2007 novel by Jacqueline Davies

The Lemonade War is a children's novel written by American author Jacqueline Davies, published in 2007. It is the first of the Lemonade War series.

==Plot==
The book begins with Evan in his parents' basement, avoiding his younger sister, Jessie. It is revealed he is annoyed about a letter notifying their mother that Jessie is skipping third grade to be in Evan's fourth grade class. Jessie is excited about moving up, but Evan is irritated because his sister is good at math and is worried she might embarrass him. As payback, he makes a lemonade stand with his friend Scott, rudely rebuffing Jessie. In retaliation, Jessie sets up her own lemonade stand, and gets a friend, Megan, to help out. The two siblings concoct a plan to earn $100, and whoever has the more successful lemonade stand gets the loser's earnings. Jessie uses her math and business skills to set goals (such as creating a franchise scheme with many girls selling lemonade for her) and Evan utilizes his skills at talking to people.
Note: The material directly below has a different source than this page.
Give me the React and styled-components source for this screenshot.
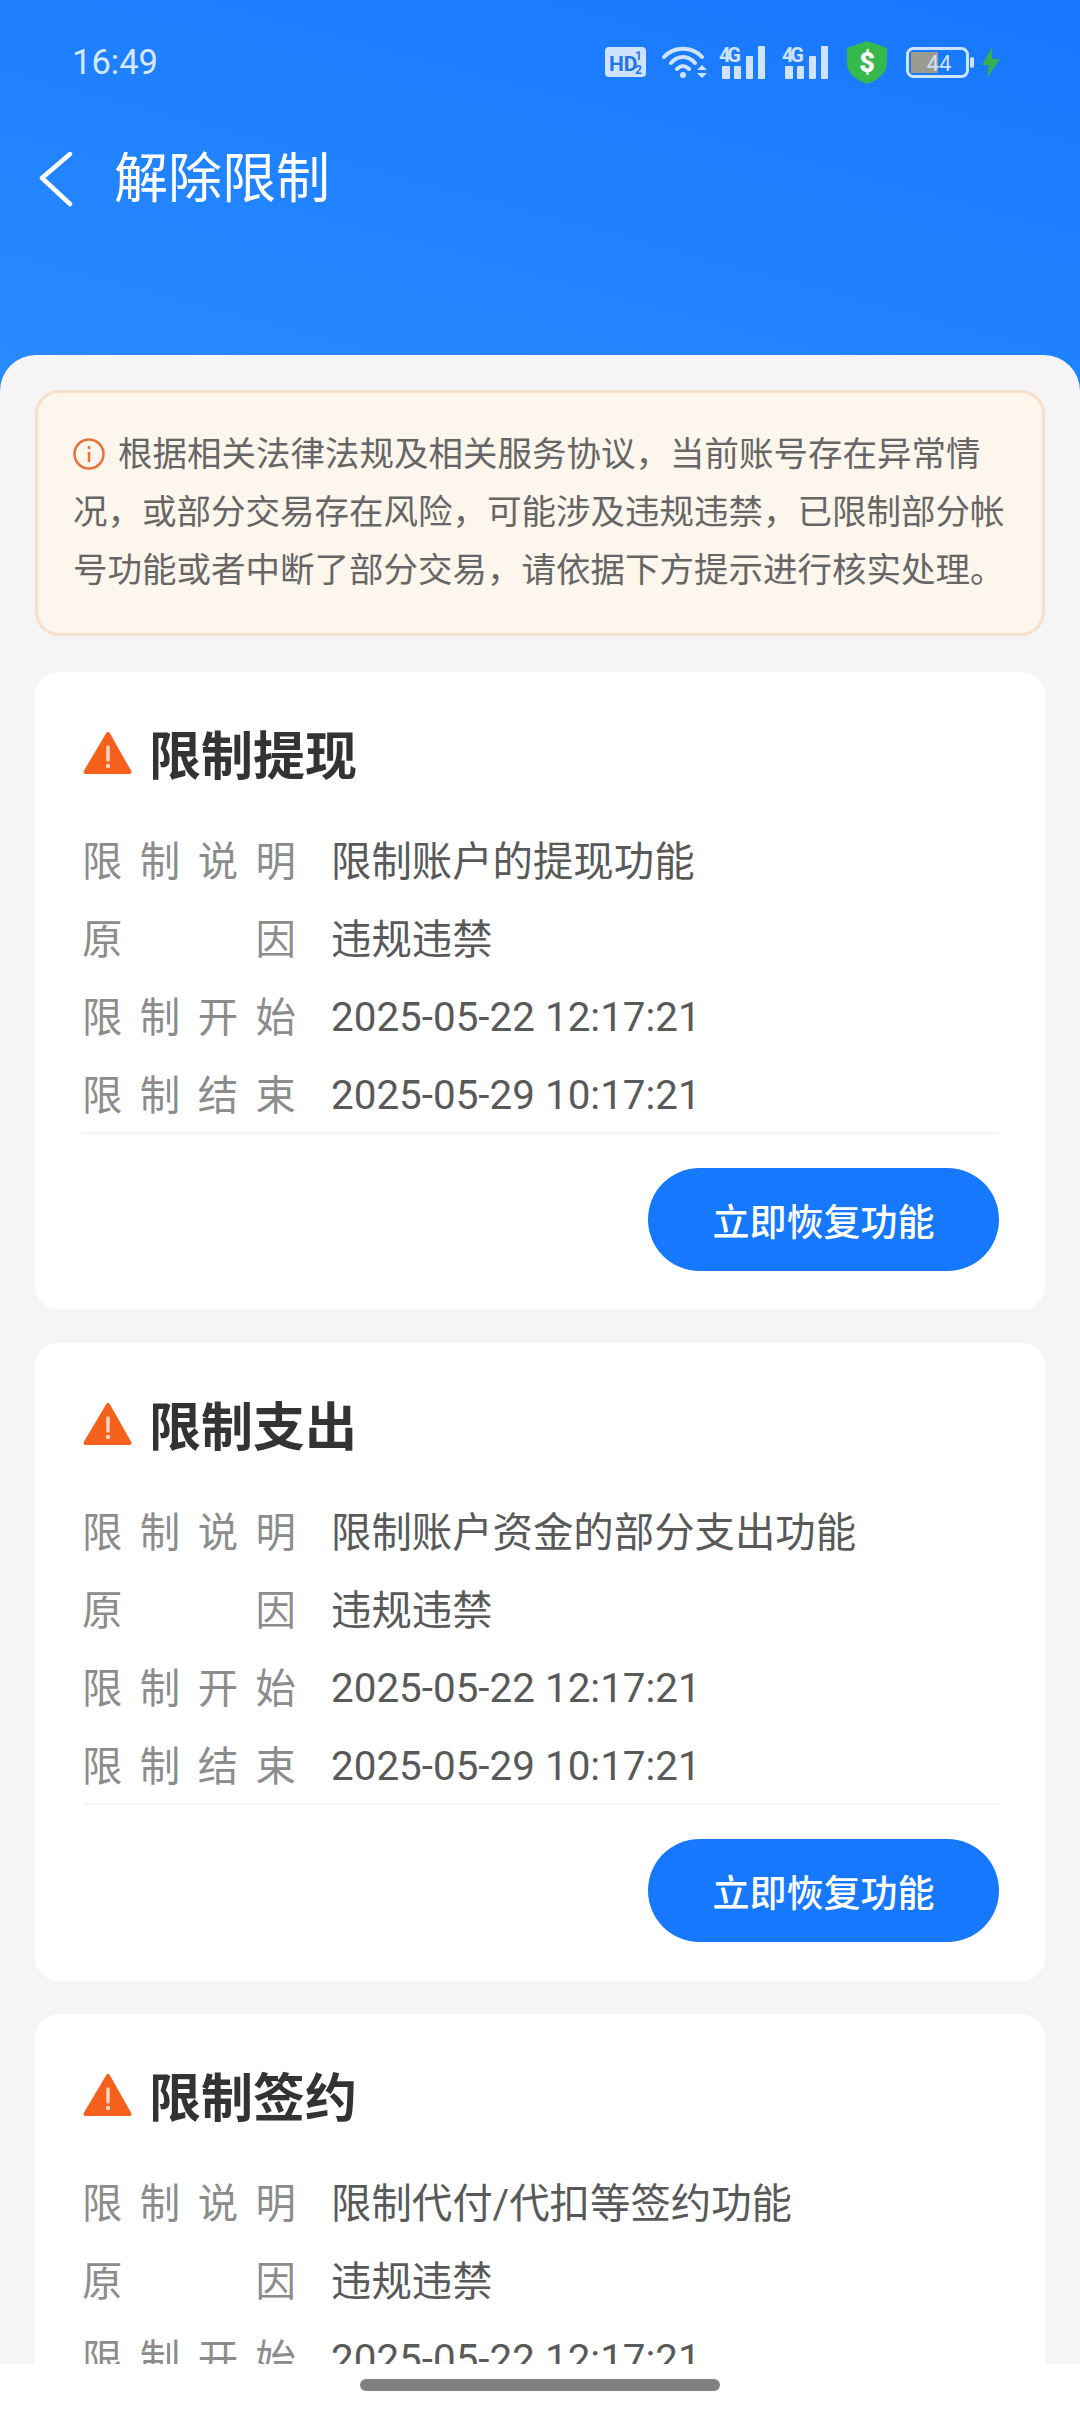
import React from "react";
import styled, { createGlobalStyle } from "styled-components";

const Global = createGlobalStyle`
  html, body { margin: 0; padding: 0; background: #fff; }
  * { box-sizing: border-box; }
  body { font-family: Roboto, "Noto Sans CJK SC", sans-serif; }
`;

const Page = styled.div`
  width: 1080px;
  height: 2412px;
  overflow: hidden;
  display: flex;
  flex-direction: column;
  background: #fff;
`;

const Screen = styled.div`
  height: 2364px;
  overflow: hidden;
  background: linear-gradient(195deg, #1677ff 0, #2a8bff 100%) no-repeat;
  background-size: 100% 400px;
`;

const Header = styled.header`
  height: 355px;
  color: #fff;
`;

const StatusBar = styled.div`
  height: 124px;
  padding: 0 80px 0 72px;
  display: flex;
  align-items: center;
  justify-content: space-between;
`;

const Clock = styled.span`
  font-size: 34.5px;
  color: #d6e8ff;
`;

const StatusIcons = styled.div`
  display: flex;
  align-items: center;
  svg { display: block; }
`;

const StatusSlot = styled.div`
  margin-left: ${(p) => p.$gap || 0}px;
`;

const NavBar = styled.div`
  height: 108px;
  padding: 4px 0 0 38px;
  display: flex;
  align-items: center;
  gap: 40px;
`;

const NavTitle = styled.h1`
  margin: 0;
  font-size: 54px;
  font-weight: 400;
  line-height: 60px;
`;

const Panel = styled.main`
  padding: 35px 35px 0;
  background: #f5f5f5;
  border-radius: 36px 36px 0 0;
  display: flex;
  flex-direction: column;
  gap: 33px;
`;

const Notice = styled.div`
  margin-bottom: 3px;
  height: 246px;
  padding: 32px 30px 0 35px;
  background: #fdf6ed;
  border: 3px solid #f7dfca;
  border-radius: 24px;
  font-size: 34.5px;
  line-height: 58px;
  color: #666;
  svg { vertical-align: -4px; margin-right: 13px; }
`;

const Card = styled.section`
  padding: 48px 46px 39px 47px;
  background: #fff;
  border-radius: 24px;
`;

const CardTitle = styled.h2`
  margin: 0 0 36px;
  height: 66px;
  padding-bottom: 2px;
  display: flex;
  align-items: center;
  gap: 17px;
  font-size: 52px;
  font-weight: 700;
  color: #333;
`;

const Rows = styled.div`
  height: 312px;
  border-bottom: 2px solid #f5f5f5;
`;

const Row = styled.div`
  height: 78px;
  display: flex;
  align-items: center;
  gap: 35px;
  font-size: 40.4px;
`;

// CJK glyphs sit a little low in the Roboto line box
const Label = styled.span`
  width: 214px;
  flex: none;
  padding-bottom: 5px;
  color: #8c8c8c;
  text-align: justify;
  text-align-last: justify;
`;

const Value = styled.span`
  padding-bottom: ${(p) => (p.$date ? 0 : 5)}px;
  color: #595959;
`;

const Actions = styled.div`
  margin-top: 34px;
  display: flex;
  justify-content: flex-end;
`;

const RestoreButton = styled.button`
  width: 351px;
  height: 103px;
  padding: 0;
  border: 0;
  border-radius: 52px;
  background: #1677ff;
  color: #fff;
  font-family: inherit;
  font-size: 37px;
  font-weight: 500;
`;

const BottomBar = styled.div`
  flex: 1;
  display: flex;
  justify-content: center;
  padding-top: 15px;
  background: #fff;
`;

const HomeHandle = styled.div`
  width: 360px;
  height: 12px;
  border-radius: 6px;
  background: #808080;
`;

const iconBlue = "#cfe3ff";

const HdIcon = () => (
  <svg width="41" height="30" viewBox="0 0 41 30">
    <rect width="41" height="30" rx="4" fill={iconBlue} />
    <text x="4" y="24" fontFamily="Roboto" fontWeight="700" fontSize="21" fill="#1f74e6">HD</text>
    <text x="30" y="13" fontFamily="Roboto" fontWeight="700" fontSize="12" fill="#1f74e6">1</text>
    <text x="30" y="27" fontFamily="Roboto" fontWeight="700" fontSize="12" fill="#1f74e6">2</text>
  </svg>
);

const WifiIcon = () => (
  <svg width="46" height="34" viewBox="0 0 46 34" fill="none" stroke={iconBlue} strokeWidth="4" strokeLinecap="round">
    <path d="M2 12C12 1 30 1 40 12" />
    <path d="M9 18C16 10 26 10 33 18" />
    <path d="M15 24C19 20 23 20 27 24" />
    <circle cx="21" cy="30" r="3" fill={iconBlue} stroke="none" />
    <path d="M35 25l5-5 5 5zM35 28l5 5 5-5z" fill={iconBlue} stroke="none" />
  </svg>
);

const SignalIcon = () => (
  <svg width="46" height="34" viewBox="0 0 46 34" fill={iconBlue}>
    <text x="0" y="17" fontFamily="Roboto" fontWeight="700" fontSize="20" textLength="22">4G</text>
    <rect x="3" y="21" width="8" height="13" rx="1" />
    <rect x="15" y="21" width="7" height="13" rx="1" />
    <rect x="27" y="11" width="7" height="23" rx="1" />
    <rect x="39" y="1" width="7" height="33" rx="1" />
  </svg>
);

const ShieldIcon = () => (
  <svg width="40" height="43" viewBox="0 0 40 43">
    <path d="M20 0L40 7V22C40 32 31 39 20 43C9 39 0 32 0 22V7Z" fill="#36b84c" />
    <text x="20" y="31" textAnchor="middle" fontFamily="Roboto" fontWeight="900" fontSize="27" fill="#fff">$</text>
  </svg>
);

const BatteryIcon = () => (
  <svg width="68" height="31" viewBox="0 0 68 31">
    <rect x="1.5" y="1.5" width="60" height="28" rx="6" fill="none" stroke={iconBlue} strokeWidth="3" />
    <rect x="5" y="5" width="27" height="21" fill="#9b9c8f" />
    <rect x="64" y="10" width="4" height="11" rx="2" fill={iconBlue} />
    <text x="33" y="24" textAnchor="middle" fontFamily="Roboto" fontSize="22" fill={iconBlue}>44</text>
  </svg>
);

const BoltIcon = () => (
  <svg width="18" height="31" viewBox="0 0 18 31">
    <path d="M10 0L0 18H7L5 31L18 12H10Z" fill="#36b04a" />
  </svg>
);

const BackIcon = () => (
  <svg width="36" height="56" viewBox="0 0 36 56" fill="none" stroke="#fff" strokeWidth="4.5" strokeLinecap="round" strokeLinejoin="round">
    <path d="M32 2L4 26L32 52" />
  </svg>
);

const InfoIcon = () => (
  <svg width="32" height="32" viewBox="0 0 32 32" fill="none" stroke="#e8743b" strokeWidth="2.5">
    <circle cx="16" cy="16" r="14.5" />
    <path d="M16 14v10" />
    <path d="M16 8v3" />
  </svg>
);

const WarningIcon = () => (
  <svg width="50" height="48" viewBox="0 0 50 48">
    <path d="M26 6L47.5 44H3.5Z" fill="#f5601c" stroke="#f5601c" strokeWidth="4" strokeLinejoin="round" />
    <path d="M26 19v13" stroke="#fbd5bf" strokeWidth="3.5" strokeLinecap="round" />
    <circle cx="26" cy="38" r="2.2" fill="#fbd5bf" />
  </svg>
);

const cards = [
  { title: "限制提现", desc: "限制账户的提现功能" },
  { title: "限制支出", desc: "限制账户资金的部分支出功能" },
  { title: "限制签约", desc: "限制代付/代扣等签约功能" },
];

const RestrictionCard = ({ title, desc }) => (
  <Card>
    <CardTitle>
      <WarningIcon />
      {title}
    </CardTitle>
    <Rows>
      <Row><Label>限 制 说 明</Label><Value>{desc}</Value></Row>
      <Row><Label>原 因</Label><Value>违规违禁</Value></Row>
      <Row><Label>限 制 开 始</Label><Value $date>2025-05-22 12:17:21</Value></Row>
      <Row><Label>限 制 结 束</Label><Value $date>2025-05-29 10:17:21</Value></Row>
    </Rows>
    <Actions>
      <RestoreButton>立即恢复功能</RestoreButton>
    </Actions>
  </Card>
);

export default function App() {
  return (
    <Page>
      <Global />
      <Screen>
        <Header>
          <StatusBar>
            <Clock>16:49</Clock>
            <StatusIcons>
              <HdIcon />
              <StatusSlot $gap={16}><WifiIcon /></StatusSlot>
              <StatusSlot $gap={11}><SignalIcon /></StatusSlot>
              <StatusSlot $gap={17}><SignalIcon /></StatusSlot>
              <StatusSlot $gap={19}><ShieldIcon /></StatusSlot>
              <StatusSlot $gap={19}><BatteryIcon /></StatusSlot>
              <StatusSlot $gap={8}><BoltIcon /></StatusSlot>
            </StatusIcons>
          </StatusBar>
          <NavBar>
            <BackIcon />
            <NavTitle>解除限制</NavTitle>
          </NavBar>
        </Header>
        <Panel>
          <Notice>
            <InfoIcon />
            根据相关法律法规及相关服务协议，当前账号存在异常情况，或部分交易存在风险，可能涉及违规违禁，已限制部分帐号功能或者中断了部分交易，请依据下方提示进行核实处理。
          </Notice>
          {cards.map((c) => (
            <RestrictionCard key={c.title} title={c.title} desc={c.desc} />
          ))}
        </Panel>
      </Screen>
      <BottomBar>
        <HomeHandle />
      </BottomBar>
    </Page>
  );
}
The five-day war takes a disastrous turn when Jessie mixes dead fruit flies in Evan's lemonade, leading to his sales tanking. Evan steals Jessie's earnings in revenge, but then loses the money while he attends a friend's pool party. The two siblings reconcile by expressing regret for their actions towards each other.

==Reception==
According to Kirkus Reviews, the book's events were simple to comprehend for its target readers. The book presented the feelings and intentions of the characters clearly, but could have benefited from adding more nuance to their personalities. Other reviews praised the book's humorous approach to teaching lessons about economics, while noting that the plot was still driven by Jessie and Evan's sibling rivalry.